Good communication habits:

  • ask for expected processing timeline at the start
  • follow up in 48–72 hours if there’s no response (polite, short)
  • keep one thread per issue (don’t mix refunds + tracking + caps in one message)
  • escalate only after you’ve followed normal steps

When escalation is needed, it should be structured:

  • “Here is the sample set, here is the reason we believe the status is inconsistent, here is what we need confirmed.”

That makes escalation possible and defensible internally.

Disputes about payouts and adjustments (gross vs net matters)

Payment disputes often come down to a misunderstanding of net accounting.

If you’re disputing earnings changes, always clarify:

  • was this a gross vs net shift?
  • did refunds/chargebacks hit the cohort later?
  • were deductions applied for duplicates, fraud cleaning, caps, or compliance?

If you see large adjustments, request a breakdown:

  • conversion IDs affected
  • reason category (refund/chargeback/fraud/duplicate/compliance)
  • date of recalculation

This is where a clean gross vs net revenue dispute framing helps. You’re not claiming wrongdoing — you’re asking for transparent accounting.

Technical disputes: missing conversions and postback issues

Not every missing conversion is the network’s fault. Many are caused by integration problems on your side.

Before you file:

  • confirm clickid/subid is preserved through redirects
  • confirm the network receives the parameter that ties the conversion to you
  • check for deduplication logic that removed duplicates
  • verify time zone cutoffs and delayed reporting windows

If conversions appear later, it may be normal maturity timing. Killing campaigns or opening disputes too early is one of the most common operational mistakes in subscriptions.

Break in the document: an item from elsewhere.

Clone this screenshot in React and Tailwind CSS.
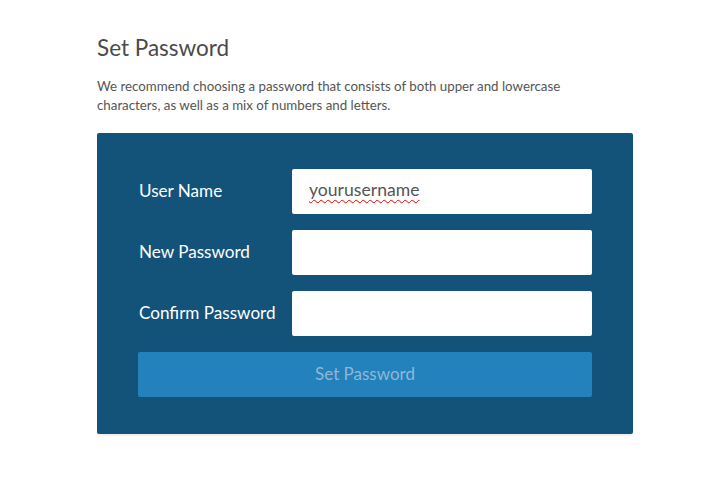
export default function App() {
  const rows = [
    { label: "User Name", value: "yourusername" },
    { label: "New Password", value: "" },
    { label: "Confirm Password", value: "" },
  ];
  return (
    <div className="w-[717px] h-[496px] bg-white" style={{ fontFamily: "Lato, 'Liberation Sans', sans-serif" }}>
      <div className="pl-[97px] pt-[34px] w-[633px]">
        <h1 className="text-[22.5px] leading-[28px] text-[#4a4a4a] font-normal">Set Password</h1>
        <p className="mt-[15px] text-[13.3px] leading-[19px] text-[#555] w-[480px]">
          We recommend choosing a password that consists of both upper and lowercase characters, as well as a mix of numbers and letters.
        </p>
        <div className="mt-[18px] w-[536px] h-[301px] bg-[#13537a] rounded-[2px] shadow-[0_2px_1px_rgba(0,0,0,0.06)] pt-[36px] pl-[41px] pr-[41px] flex flex-col gap-[16px]">
          {rows.map((r) => (
            <div key={r.label} className="flex items-center">
              <div className="w-[154px] pl-[1px] pb-[2px] text-[17.1px] text-white">{r.label}</div>
              <div className="w-[300px] h-[45px] bg-white rounded-[2px] flex items-center pl-[17px] pb-[2px] text-[17.6px] text-[#555]">
                {r.value && (
                  <span className="underline decoration-wavy decoration-[#e00] decoration-[1px] underline-offset-[3px]">{r.value}</span>
                )}
              </div>
            </div>
          ))}
          <div className="w-[454px] h-[45px] bg-[#2381bc] rounded-[2px] flex items-center justify-center pb-[2px] text-[17px] text-[#8fb8d6]">
            Set Password
          </div>
        </div>
      </div>
    </div>
  );
}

A proper technical dispute is very specific:

  • “These click IDs exist in our tracker; the conversion event is missing in the network; here’s the redirect chain; here’s the timestamp; can you confirm whether the clickid was received?”

That’s a solvable question.

The most common dispute mistakes (and how to avoid them)

Bad disputes follow the same pattern:

  • no clickid/subid provided
  • hundreds or thousands of conversions demanded for review at once
  • screenshots with no context
  • emotional language, accusations, threats
  • ignoring objective rejection reasons (GEO mismatch, incent traffic, duplicates)

A strong dispute process is the opposite:

  • small sample set
  • structured evidence
  • clear question
  • realistic expectation of timelines

This is why pros get faster resolutions and lose less money on rejected conversions over time.

A practical affiliate dispute playbook (7-day routine)

A repeatable playbook turns disputes from chaos into operations.

Day 1: collect evidence, choose a sample set (20–50 IDs)
Day 2: submit using a structured template
Day 3–4: receive reason codes, request clarifications if needed
Day 5–6: adjust traffic rules/filters/routing if the issue is confirmed
Day 7: document outcome in a “quality journal” and update your checklist

This approach gives you two benefits: you recover money where recovery is valid, and you reduce future rejection volume by fixing root causes.

A dispute is not a fight. It’s a workflow. The affiliates who win more disputes are the ones who treat disputes like data reconciliation: they keep click IDs and subIDs, log timelines, monitor postbacks, and ask specific questions backed by evidence.

If you build these habits, you’ll spend less time arguing, recover more of what’s recoverable, and — more importantly — reduce rejections and adjustments going forward. Over months, that process often improves net profit more than chasing new offers every week.

FAQ

1) What should I include in a rejected lead dispute template?
Offer name, date range, a sample list of clickid/subID, timestamps (with TZ), current statuses, and your exact request (reason codes, status review, or payout explanation). Without IDs, support can’t investigate efficiently.

2) When is it worth challenging rejected leads?
When you have evidence of compliance and tracking integrity, and the rejection reason is unclear or inconsistent. It’s usually not worth disputing obvious duplicates, GEO mismatches, or prohibited incentive traffic.

3) How do I handle missing conversions disputes?
First confirm clickid/subID passed correctly through redirects and that postback/event mapping is correct. Then provide a small sample set with timestamps and redirect chain context so the network can confirm receipt.

4) How long should I wait before escalating to an affiliate manager?
Ask for an estimated timeline in the first message. If there’s no response, follow up after 48–72 hours. Escalate only after you’ve provided a structured evidence pack and a clear question.

5) What’s the difference between payout adjustment disputes and “shave” accusations?
Adjustments often come from net recalculations: refunds, chargebacks, deduplication, fraud cleaning, caps, or compliance rules. A good dispute asks for a breakdown and reason codes, not a general accusation.

6) What’s the best way to reduce disputes long-term?
Track cleanly (clickid/subID), monitor postback events, keep a quality journal, and run traffic within offer rules. Most disputes disappear when the same root causes are fixed early.